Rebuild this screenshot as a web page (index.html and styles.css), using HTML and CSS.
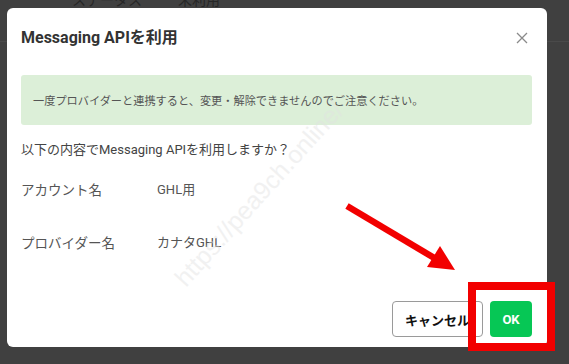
FILE: index.html
```html
<!DOCTYPE html>
<html lang="ja">
<head>
<meta charset="utf-8">
<title>Messaging APIを利用</title>
<link rel="stylesheet" href="styles.css">
</head>
<body>
<div class="page">
  <div class="bg-row">
    <span class="bg-label">ステータス</span>
    <span class="bg-value">未利用</span>
  </div>
  <div class="bg-line"></div>
</div>

<div class="modal">
  <div class="modal-header">
    <h1 class="modal-title">Messaging APIを利用</h1>
    <svg class="close" width="12" height="12" viewBox="0 0 12 12"><path d="M1 1 L11 11 M11 1 L1 11" stroke="#8a8a8a" stroke-width="1.3" fill="none"/></svg>
  </div>
  <div class="notice">一度プロバイダーと連携すると、変更・解除できませんのでご注意ください。</div>
  <p class="question">以下の内容でMessaging APIを利用しますか？</p>
  <div class="info">
    <div class="info-row"><span class="info-label">アカウント名</span><span class="info-value">GHL用</span></div>
    <div class="info-row"><span class="info-label">プロバイダー名</span><span class="info-value">カナタGHL</span></div>
  </div>
  <div class="modal-footer">
    <button class="btn btn-cancel">キャンセル</button>
    <button class="btn btn-ok">OK</button>
  </div>
</div>

<svg class="annot" width="569" height="364" viewBox="0 0 569 364">
  <text class="watermark" x="0" y="0" transform="translate(186 288) rotate(-48)">https://pea9ch.online/</text>
  <line x1="347" y1="206" x2="436" y2="259" stroke="#f20000" stroke-width="6.5"/>
  <polygon points="455,270 427,267 440,246" fill="#f20000"/>
</svg>
<div class="highlight"></div>
</body>
</html>
```
FILE: styles.css
```css
html, body {
  margin: 0;
  padding: 0;
}
body {
  width: 569px;
  height: 364px;
  overflow: hidden;
  background: #404040;
  font-family: "Roboto", "Noto Sans CJK JP", sans-serif;
  position: relative;
}
.page {
  height: 364px;
}
.bg-row {
  display: flex;
  gap: 36px;
  padding-left: 72px;
  margin-top: -9px;
  font-size: 14px;
  line-height: 18px;
  color: #262626;
}
.bg-line {
  margin-top: 32px;
  height: 1px;
  background: #4a4a4a;
}
.modal {
  position: absolute;
  left: 7px;
  top: 8px;
  width: 540px;
  height: 339px;
  background: #fff;
  border-radius: 6px;
  box-sizing: border-box;
  padding: 0 15px 10px 14px;
  display: flex;
  flex-direction: column;
}
.modal-header {
  display: flex;
  align-items: center;
  justify-content: space-between;
  height: 60px;
  padding-bottom: 1px;
  box-sizing: border-box;
}
.modal-title {
  margin: 0;
  font-size: 16px;
  font-weight: 700;
  color: #333;
  line-height: 20px;
}
.close {
  margin-right: 4px;
}
.notice {
  margin-top: 7px;
  height: 50px;
  background: #dcefd8;
  border-radius: 3px;
  padding-left: 12px;
  display: flex;
  align-items: center;
  font-size: 11.2px;
  color: #555;
}
.question {
  margin: 15px 0 0;
  font-size: 13px;
  line-height: 20px;
  color: #444;
}
.info {
  display: flex;
  flex-direction: column;
  margin-top: 20px;
  gap: 33px;
}
.info-row {
  display: flex;
  align-items: center;
  line-height: 20px;
  color: #555;
}
.info-label {
  width: 136px;
  font-size: 13.5px;
}
.info-value {
  font-size: 13px;
}
.modal-footer {
  margin-top: auto;
  display: flex;
  justify-content: flex-end;
  gap: 7px;
}
.btn {
  height: 36px;
  border-radius: 4px;
  font-family: "Roboto", "Noto Sans CJK JP", sans-serif;
  font-weight: 700;
  padding: 0;
  cursor: pointer;
}
.btn-cancel {
  width: 91px;
  background: #fff;
  border: 1px solid #9a9a9a;
  color: #111;
  font-size: 13px;
}
.btn-ok {
  width: 42px;
  background: #06c755;
  border: none;
  color: #fff;
  font-size: 13px;
}
.annot {
  position: absolute;
  left: 0;
  top: 0;
  pointer-events: none;
}
.watermark {
  font-family: "Liberation Sans", sans-serif;
  font-size: 25px;
  fill: #e2e2e2;
  opacity: 0.45;
}
.highlight {
  position: absolute;
  left: 468px;
  top: 282px;
  width: 87px;
  height: 69px;
  box-sizing: border-box;
  border: 8px solid #f20000;
}
```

****************

What you are asked to do.
Scan the listing above and identify each line holding the string "styles"; copy every such line.

Output for this exercise.
Rebuild this screenshot as a web page (index.html and styles.css), using HTML and CSS.
<link rel="stylesheet" href="styles.css">
FILE: styles.css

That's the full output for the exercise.